Cigar: Amazon Basin (6 x 52)
Wrapper: Ecuadorian Sumatra
Filler: Dominican Republic, Colombian, Brazilian Braganca
Acquired: Habana House, Round Rock TX
Elements: Corner Of No Hope / a big fucking bottle of Cabernet Sauvignon
From the CAO website: “CAO Amazon Basin tastes as exotic as the tropical rainforest from which it originated. Grown in a remote region in the Amazon Rainforest, CAO Amazon Basin uses a rare tobacco called Braganca that is organically grown on unspoiled tropical land and harvested only once every three years. The Braganca leaf is thoughtfully surrounded by tobaccos from five different countries, giving you a smoking experience unlike any other.”
If that description doesn’t get your attention I don’t know what will! As lovers of the leaf we are always on the hunt for something innovative, a rare tobacco experience that breaks new ground. On paper, the CAO Amazon Basin certainly fits the bill so let’s get to it. There’s the sexy aroma of sweet wet tobacco off the foot of the cigar, it reminds me of my brief chewing tobacco days as a youngster. They’re good memories, mostly, of a young Cade shoving copious handfuls of REDMAN into his inner cheek and floating around on a raft in a friend’s swimming pool all summer long without a care in the world…
…until young Cade swallowed a giant brown load of that shit and hurled all over that same pool causing a “CODE BROWN” situation that was met with many disappointing stares and judging giggles. But I digress. There’s smooth airflow on the cold draw but no discernible flavors of note prior to lighting.
Given this cigar’s backstory, I’ll admit I was expecting ultra-exotic flavors upon ignition: notes of severed monkey tail with a slight hint of Tarzan’s nutsack. Alas, there is nothing of the sort to be found here. A spice is present but it is far from overpowering and it’s immediately accompanied by a dark woodsy tobacco note (think wet mesquite).
Smoke production is impressive and the draw is as open as the predraw suggested it would be. The burn line is a bit wonky but nothing too crazy and the ash is holding on through the first two inches.
The ash fell soon after the second third began. I’m picking up on a slight metallic taste so I purge (blow out into the cigar rather than sucking in) and it seems to lessen a bit. This metallic note doesn’t bother me as much as I believe it does others though so it’s not a complete negative by any means. At this point that rich earthy tobacco note is the predominant force here without much in the way of complexity or variations from that core flavor. It’s also getting slightly harsh around the midway point and I’m having to correct the burn line a bit with my lighter to regain some sense of decorum.

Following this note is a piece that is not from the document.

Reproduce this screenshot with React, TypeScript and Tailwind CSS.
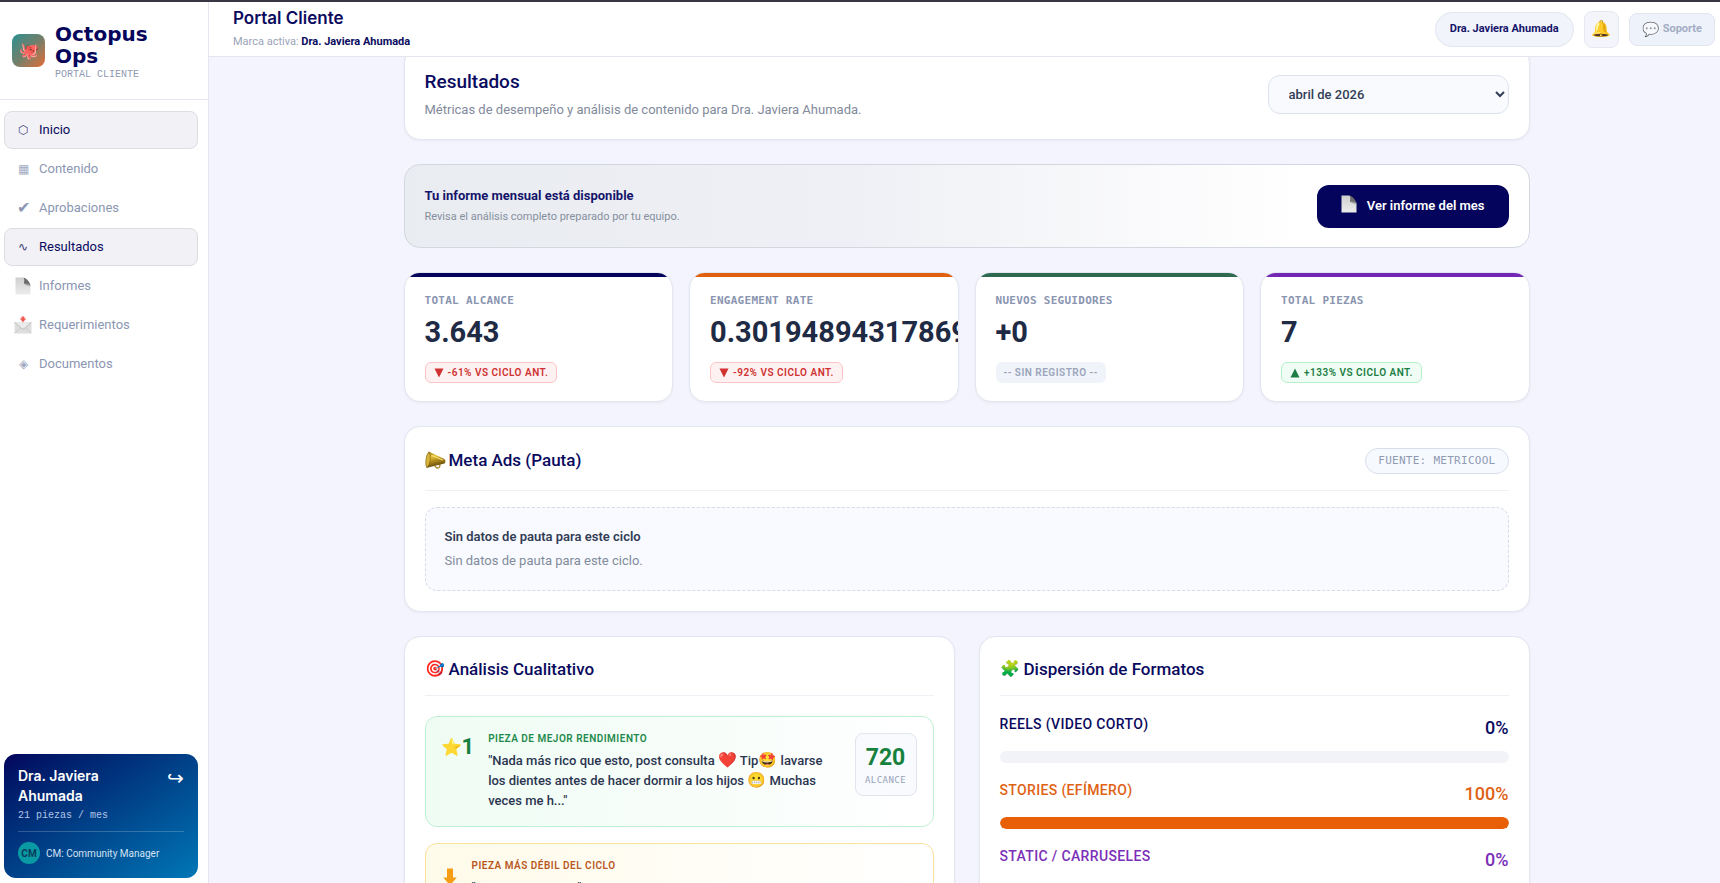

This is a very popular cigar amongst my fellow online social media guys and gals and, I have to admit, I’m still waiting for something special to appear… I also have to decide rather soon whether to smoke through the band or remove it. I’ve heard folks approaching this both ways… Shit! What do I do?!?
Cigars can be funny creatures. In the final third the burn line magically straightened itself out and the flavors started to finally impress. The woody mesquite was joined by a dark chocolate note and this puppy really smoothed out. The harshness was gone and I really started to enjoy the Amazon Basin.
Smoking through the vine band was interesting (it’s actually a braided strand of tobacco which resembles a vine). I had to torch the shit out of it to keep the stogie burning but eventually I was greeted by a completely unexpected floral component. It was like I was smoking a rose bush and I liked it. God forbid any of the other members of The Tuesday Night Cigar Club would ever send me flowers anymore… All the flavors that preceded the floral band made an appearance as well and the cigar finished strong.
The CAO Amazon Basin sounded so damn interesting when it was originally release back in 2014 (and it was selling out so damn quickly) that I scooped up a box of that release and I haven’t touched it. That’s right, I’m currently staring at a full box containing 18 of these well-aged cigars and I’m tempted to pull one out and see how it compares to the 2016 rendition reviewed above. I’m sure some deep sleep in the humidor has probably eased whatever harshness was once present in the blend… but I’ve held off on digging into these for so long… then again you can’t be buried with your stash, they’re made to be smoked… but then again I suppose I could request that my cigars be cremated with me so that my so called friends don’t get their grubby little mits on them… how amazing would the crematorium smell that day?… fuck I’m so torn… I could smoke a 2014 and do a companion review to see how it stacks up against the 2016, that might be interesting… or I could auction off the box for a profit and buy some cigars that I know I like… maybe another glass of wine will help me figure things out…
Will I drink more wine?* Will I finally break open the box of original Amazon Basins? STAY TUNED!
*The answer is yes, I finished the bottle.